### Source excerpt
>> Start

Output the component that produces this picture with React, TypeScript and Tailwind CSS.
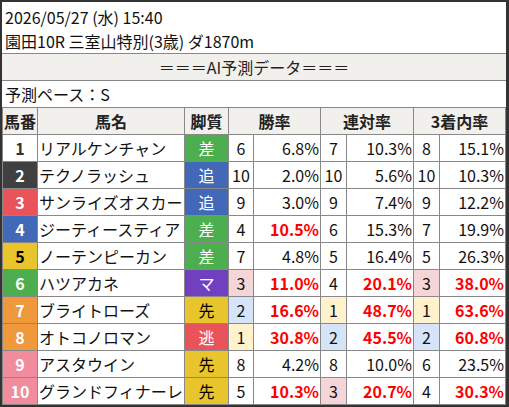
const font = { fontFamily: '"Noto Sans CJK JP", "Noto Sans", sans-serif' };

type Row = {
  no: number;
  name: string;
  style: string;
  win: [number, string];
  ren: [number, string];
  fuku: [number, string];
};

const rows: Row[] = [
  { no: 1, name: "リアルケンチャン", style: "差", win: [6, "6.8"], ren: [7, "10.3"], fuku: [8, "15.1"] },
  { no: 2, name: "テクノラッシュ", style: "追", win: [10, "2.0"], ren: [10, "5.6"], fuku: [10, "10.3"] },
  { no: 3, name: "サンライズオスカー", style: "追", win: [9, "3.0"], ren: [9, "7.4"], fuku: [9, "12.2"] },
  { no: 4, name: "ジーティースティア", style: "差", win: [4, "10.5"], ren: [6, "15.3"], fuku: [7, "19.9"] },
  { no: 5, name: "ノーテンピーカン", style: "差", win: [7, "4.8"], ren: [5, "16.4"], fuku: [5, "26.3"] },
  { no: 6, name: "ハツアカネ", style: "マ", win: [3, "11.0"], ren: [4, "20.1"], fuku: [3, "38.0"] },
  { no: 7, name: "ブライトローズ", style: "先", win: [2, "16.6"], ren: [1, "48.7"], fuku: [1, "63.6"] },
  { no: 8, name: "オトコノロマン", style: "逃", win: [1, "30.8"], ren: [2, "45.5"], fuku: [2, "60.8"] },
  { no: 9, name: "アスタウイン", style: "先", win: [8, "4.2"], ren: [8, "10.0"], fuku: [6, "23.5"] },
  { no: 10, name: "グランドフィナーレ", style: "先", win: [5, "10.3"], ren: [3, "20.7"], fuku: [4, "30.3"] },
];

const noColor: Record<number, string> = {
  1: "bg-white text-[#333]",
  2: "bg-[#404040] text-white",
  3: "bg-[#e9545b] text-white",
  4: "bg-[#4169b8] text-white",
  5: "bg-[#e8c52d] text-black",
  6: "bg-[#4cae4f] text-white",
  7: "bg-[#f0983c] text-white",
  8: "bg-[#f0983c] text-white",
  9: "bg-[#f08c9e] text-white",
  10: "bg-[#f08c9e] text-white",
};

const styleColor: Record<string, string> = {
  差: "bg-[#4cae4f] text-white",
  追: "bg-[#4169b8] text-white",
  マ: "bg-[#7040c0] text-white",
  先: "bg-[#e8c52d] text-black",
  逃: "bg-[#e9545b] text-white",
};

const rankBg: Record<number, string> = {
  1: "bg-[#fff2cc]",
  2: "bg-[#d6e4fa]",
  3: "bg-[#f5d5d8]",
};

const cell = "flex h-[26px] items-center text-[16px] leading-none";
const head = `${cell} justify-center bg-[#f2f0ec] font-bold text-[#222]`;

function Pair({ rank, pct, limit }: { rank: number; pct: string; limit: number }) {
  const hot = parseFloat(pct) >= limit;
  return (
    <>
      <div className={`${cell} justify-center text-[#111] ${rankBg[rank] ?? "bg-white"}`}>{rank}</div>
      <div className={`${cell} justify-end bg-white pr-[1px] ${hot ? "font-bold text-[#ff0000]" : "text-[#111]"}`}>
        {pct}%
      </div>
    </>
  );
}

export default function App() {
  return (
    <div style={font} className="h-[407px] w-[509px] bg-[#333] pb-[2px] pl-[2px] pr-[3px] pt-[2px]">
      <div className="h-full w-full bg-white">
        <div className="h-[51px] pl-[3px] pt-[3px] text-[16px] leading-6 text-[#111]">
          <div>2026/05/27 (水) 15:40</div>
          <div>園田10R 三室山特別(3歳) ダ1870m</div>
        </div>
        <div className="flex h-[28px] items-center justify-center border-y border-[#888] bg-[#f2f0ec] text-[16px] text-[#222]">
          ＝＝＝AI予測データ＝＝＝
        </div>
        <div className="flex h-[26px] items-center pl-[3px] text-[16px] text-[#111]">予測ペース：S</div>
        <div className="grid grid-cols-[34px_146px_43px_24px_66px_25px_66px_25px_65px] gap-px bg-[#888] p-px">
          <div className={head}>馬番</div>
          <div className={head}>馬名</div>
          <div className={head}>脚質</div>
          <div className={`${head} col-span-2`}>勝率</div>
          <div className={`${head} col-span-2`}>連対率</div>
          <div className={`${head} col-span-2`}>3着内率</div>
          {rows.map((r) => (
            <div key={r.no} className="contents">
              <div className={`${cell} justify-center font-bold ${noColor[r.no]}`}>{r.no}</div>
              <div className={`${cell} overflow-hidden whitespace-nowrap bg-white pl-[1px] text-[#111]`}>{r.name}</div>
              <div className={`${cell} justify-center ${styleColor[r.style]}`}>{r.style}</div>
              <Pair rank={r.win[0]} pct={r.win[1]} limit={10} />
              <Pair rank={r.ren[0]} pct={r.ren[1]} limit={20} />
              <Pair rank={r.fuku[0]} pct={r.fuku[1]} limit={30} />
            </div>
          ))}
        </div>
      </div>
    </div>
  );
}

>> End

### Challenge
Repeat the listing above exactly, with no pictures.

### Solution to this exercise
Output the component that produces this picture with React, TypeScript and Tailwind CSS.
const font = { fontFamily: '"Noto Sans CJK JP", "Noto Sans", sans-serif' };

type Row = {
  no: number;
  name: string;
  style: string;
  win: [number, string];
  ren: [number, string];
  fuku: [number, string];
};

const rows: Row[] = [
  { no: 1, name: "リアルケンチャン", style: "差", win: [6, "6.8"], ren: [7, "10.3"], fuku: [8, "15.1"] },
  { no: 2, name: "テクノラッシュ", style: "追", win: [10, "2.0"], ren: [10, "5.6"], fuku: [10, "10.3"] },
  { no: 3, name: "サンライズオスカー", style: "追", win: [9, "3.0"], ren: [9, "7.4"], fuku: [9, "12.2"] },
  { no: 4, name: "ジーティースティア", style: "差", win: [4, "10.5"], ren: [6, "15.3"], fuku: [7, "19.9"] },
  { no: 5, name: "ノーテンピーカン", style: "差", win: [7, "4.8"], ren: [5, "16.4"], fuku: [5, "26.3"] },
  { no: 6, name: "ハツアカネ", style: "マ", win: [3, "11.0"], ren: [4, "20.1"], fuku: [3, "38.0"] },
  { no: 7, name: "ブライトローズ", style: "先", win: [2, "16.6"], ren: [1, "48.7"], fuku: [1, "63.6"] },
  { no: 8, name: "オトコノロマン", style: "逃", win: [1, "30.8"], ren: [2, "45.5"], fuku: [2, "60.8"] },
  { no: 9, name: "アスタウイン", style: "先", win: [8, "4.2"], ren: [8, "10.0"], fuku: [6, "23.5"] },
  { no: 10, name: "グランドフィナーレ", style: "先", win: [5, "10.3"], ren: [3, "20.7"], fuku: [4, "30.3"] },
];

const noColor: Record<number, string> = {
  1: "bg-white text-[#333]",
  2: "bg-[#404040] text-white",
  3: "bg-[#e9545b] text-white",
  4: "bg-[#4169b8] text-white",
  5: "bg-[#e8c52d] text-black",
  6: "bg-[#4cae4f] text-white",
  7: "bg-[#f0983c] text-white",
  8: "bg-[#f0983c] text-white",
  9: "bg-[#f08c9e] text-white",
  10: "bg-[#f08c9e] text-white",
};

const styleColor: Record<string, string> = {
  差: "bg-[#4cae4f] text-white",
  追: "bg-[#4169b8] text-white",
  マ: "bg-[#7040c0] text-white",
  先: "bg-[#e8c52d] text-black",
  逃: "bg-[#e9545b] text-white",
};

const rankBg: Record<number, string> = {
  1: "bg-[#fff2cc]",
  2: "bg-[#d6e4fa]",
  3: "bg-[#f5d5d8]",
};

const cell = "flex h-[26px] items-center text-[16px] leading-none";
const head = `${cell} justify-center bg-[#f2f0ec] font-bold text-[#222]`;

function Pair({ rank, pct, limit }: { rank: number; pct: string; limit: number }) {
  const hot = parseFloat(pct) >= limit;
  return (
    <>
      <div className={`${cell} justify-center text-[#111] ${rankBg[rank] ?? "bg-white"}`}>{rank}</div>
      <div className={`${cell} justify-end bg-white pr-[1px] ${hot ? "font-bold text-[#ff0000]" : "text-[#111]"}`}>
        {pct}%
      </div>
    </>
  );
}

export default function App() {
  return (
    <div style={font} className="h-[407px] w-[509px] bg-[#333] pb-[2px] pl-[2px] pr-[3px] pt-[2px]">
      <div className="h-full w-full bg-white">
        <div className="h-[51px] pl-[3px] pt-[3px] text-[16px] leading-6 text-[#111]">
          <div>2026/05/27 (水) 15:40</div>
          <div>園田10R 三室山特別(3歳) ダ1870m</div>
        </div>
        <div className="flex h-[28px] items-center justify-center border-y border-[#888] bg-[#f2f0ec] text-[16px] text-[#222]">
          ＝＝＝AI予測データ＝＝＝
        </div>
        <div className="flex h-[26px] items-center pl-[3px] text-[16px] text-[#111]">予測ペース：S</div>
        <div className="grid grid-cols-[34px_146px_43px_24px_66px_25px_66px_25px_65px] gap-px bg-[#888] p-px">
          <div className={head}>馬番</div>
          <div className={head}>馬名</div>
          <div className={head}>脚質</div>
          <div className={`${head} col-span-2`}>勝率</div>
          <div className={`${head} col-span-2`}>連対率</div>
          <div className={`${head} col-span-2`}>3着内率</div>
          {rows.map((r) => (
            <div key={r.no} className="contents">
              <div className={`${cell} justify-center font-bold ${noColor[r.no]}`}>{r.no}</div>
              <div className={`${cell} overflow-hidden whitespace-nowrap bg-white pl-[1px] text-[#111]`}>{r.name}</div>
              <div className={`${cell} justify-center ${styleColor[r.style]}`}>{r.style}</div>
              <Pair rank={r.win[0]} pct={r.win[1]} limit={10} />
              <Pair rank={r.ren[0]} pct={r.ren[1]} limit={20} />
              <Pair rank={r.fuku[0]} pct={r.fuku[1]} limit={30} />
            </div>
          ))}
        </div>
      </div>
    </div>
  );
}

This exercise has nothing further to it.